→ REQUIRED TASK
Exactly as written, write out the lines below from the first to the one containing "mx-[9px] h-[9px] border", inclusive. Pictures do not belong in the copy.

=====

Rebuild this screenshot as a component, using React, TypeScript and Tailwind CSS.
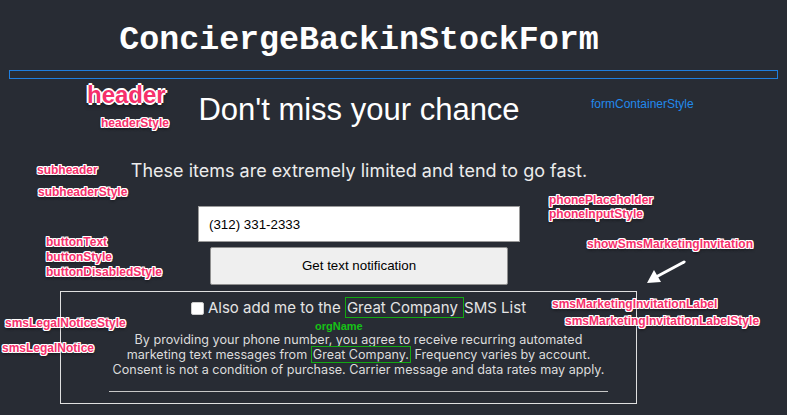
import React from 'react';

const tag =
  'absolute whitespace-nowrap font-bold text-[12px] leading-[14px] text-[#f5306b] [font-family:"Liberation_Sans",Arial,sans-serif] [text-shadow:1px_0_0_#fff,-1px_0_0_#fff,0_1px_0_#fff,0_-1px_0_#fff,1px_1px_0_#fff,-1px_-1px_0_#fff,1px_-1px_0_#fff,-1px_1px_0_#fff,0_2px_3px_rgba(0,0,0,0.7)]';

const notes: { text: string; x: number; y: number }[] = [
  { text: 'headerStyle', x: 101, y: 116 },
  { text: 'subheader', x: 37, y: 163 },
  { text: 'subheaderStyle', x: 38, y: 185 },
  { text: 'buttonText', x: 46, y: 235 },
  { text: 'buttonStyle', x: 46, y: 250 },
  { text: 'buttonDisabledStyle', x: 46, y: 265 },
  { text: 'phonePlaceholder', x: 549, y: 193 },
  { text: 'phoneInputStyle', x: 549, y: 207 },
  { text: 'showSmsMarketingInvitation', x: 587, y: 237 },
  { text: 'smsMarketingInvitationLabel', x: 552, y: 297 },
  { text: 'smsMarketingInvitationLabelStyle', x: 565, y: 314 },
  { text: 'smsLegalNoticeStyle', x: 5, y: 316 },
  { text: 'smsLegalNotice', x: 2, y: 341 },
];

export default function App() {
  return (
    <div className="relative w-full h-[415px] overflow-hidden bg-[#282c34] text-white">
      <div className="flex flex-col items-center w-[718px]">
        <h1 className="mt-[22px] text-[33.3px] leading-[36px] font-bold [font-family:'Liberation_Mono','Courier_New',monospace]">
          ConciergeBackinStockForm
        </h1>
      </div>

      <div className="mt-[12px] mx-[9px] h-[9px] border border-[#1f7fe0]" />

      <div className="flex flex-col items-center w-[718px] [font-family:Inter,sans-serif]">
        <h2 className="mt-[13px] text-[31px] leading-[36px] font-normal [font-family:'Liberation_Sans',Arial,sans-serif]">
          Don't miss your chance
        </h2>
        <p className="mt-[31px] text-[18px] leading-[24px] text-[#ececec]">
          These items are extremely limited and tend to go fast.
        </p>

        <input
          className="mt-[23px] w-[322px] h-[36px] px-[10px] bg-white text-black border border-[#9a9a9a] text-[13.33px] [font-family:'Liberation_Sans',Arial,sans-serif] outline-none"
          defaultValue="(312) 331-2333"
        />
        <button className="mt-[5px] w-[298px] h-[38px] bg-[#efefef] text-black border border-[#8f8f8f] rounded-[2px] text-[13.33px] [font-family:'Liberation_Sans',Arial,sans-serif]">
          Get text notification
        </button>

        <div className="mt-[6px] self-start ml-[60px] w-[577px] h-[113px] pl-[20px] border border-[#e0e0e0] flex flex-col">
          <label className="mt-[6px] flex items-center justify-center gap-[4px] text-[15px] leading-[20px] text-[#e4e4e4]">
            <input
              type="checkbox"
              className="appearance-none w-[13px] h-[13px] bg-white rounded-[2px] border border-[#ccc]"
            />
            <span>
              Also add me to the{' '}
              <span className="border border-[#12a812] px-[1px]">Great Company </span>SMS List
            </span>
          </label>
          <p className="mt-[14px] text-center text-[12.6px] leading-[15px] text-[#dcdcdc]">
            By providing your phone number, you agree to receive recurring automated
            <br />
            marketing text messages from{' '}
            <span className="border border-[#12a812] px-[1px]">Great Company.</span> Frequency varies by account.
            <br />
            Consent is not a condition of purchase. Carrier message and data rates may apply.
          </p>
          <div className="mt-[14px] ml-[28px] w-[499px] h-px bg-[#c8c8c8]" />
        </div>
      </div>

      <span className="absolute left-[87px] top-[82px] whitespace-nowrap font-bold text-[24px] leading-[26px] text-[#f5306b] [font-family:'Liberation_Sans',Arial,sans-serif] [text-shadow:1px_0_0_#fff,-1px_0_0_#fff,0_1px_0_#fff,0_-1px_0_#fff,2px_0_0_#fff,-2px_0_0_#fff,0_2px_0_#fff,0_-2px_0_#fff,0_3px_4px_rgba(0,0,0,0.7)]">
        header
      </span>
      {notes.map((n) => (
        <span key={n.text} className={tag} style={{ left: n.x, top: n.y }}>
          {n.text}
        </span>
      ))}
      <span className="absolute left-[591px] top-[97px] text-[12px] leading-[14px] text-[#2289ec] [font-family:'Liberation_Sans',Arial,sans-serif]">
        formContainerStyle
      </span>
      <span className="absolute left-[315px] top-[319px] text-[11px] leading-[14px] font-bold text-[#16c216] [font-family:'Liberation_Sans',Arial,sans-serif]">
        orgName
      </span>

      <svg className="absolute left-[640px] top-[255px]" width="52" height="34" viewBox="0 0 52 34">
        <line x1="44" y1="7" x2="16" y2="22" stroke="white" strokeWidth="3" strokeLinecap="round" />
        <polygon points="7,28 14,15 21,27" fill="white" />
      </svg>
    </div>
  );
}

=====

→ THE OUTPUT
Rebuild this screenshot as a component, using React, TypeScript and Tailwind CSS.
import React from 'react';

const tag =
  'absolute whitespace-nowrap font-bold text-[12px] leading-[14px] text-[#f5306b] [font-family:"Liberation_Sans",Arial,sans-serif] [text-shadow:1px_0_0_#fff,-1px_0_0_#fff,0_1px_0_#fff,0_-1px_0_#fff,1px_1px_0_#fff,-1px_-1px_0_#fff,1px_-1px_0_#fff,-1px_1px_0_#fff,0_2px_3px_rgba(0,0,0,0.7)]';

const notes: { text: string; x: number; y: number }[] = [
  { text: 'headerStyle', x: 101, y: 116 },
  { text: 'subheader', x: 37, y: 163 },
  { text: 'subheaderStyle', x: 38, y: 185 },
  { text: 'buttonText', x: 46, y: 235 },
  { text: 'buttonStyle', x: 46, y: 250 },
  { text: 'buttonDisabledStyle', x: 46, y: 265 },
  { text: 'phonePlaceholder', x: 549, y: 193 },
  { text: 'phoneInputStyle', x: 549, y: 207 },
  { text: 'showSmsMarketingInvitation', x: 587, y: 237 },
  { text: 'smsMarketingInvitationLabel', x: 552, y: 297 },
  { text: 'smsMarketingInvitationLabelStyle', x: 565, y: 314 },
  { text: 'smsLegalNoticeStyle', x: 5, y: 316 },
  { text: 'smsLegalNotice', x: 2, y: 341 },
];

export default function App() {
  return (
    <div className="relative w-full h-[415px] overflow-hidden bg-[#282c34] text-white">
      <div className="flex flex-col items-center w-[718px]">
        <h1 className="mt-[22px] text-[33.3px] leading-[36px] font-bold [font-family:'Liberation_Mono','Courier_New',monospace]">
          ConciergeBackinStockForm
        </h1>
      </div>

      <div className="mt-[12px] mx-[9px] h-[9px] border border-[#1f7fe0]" />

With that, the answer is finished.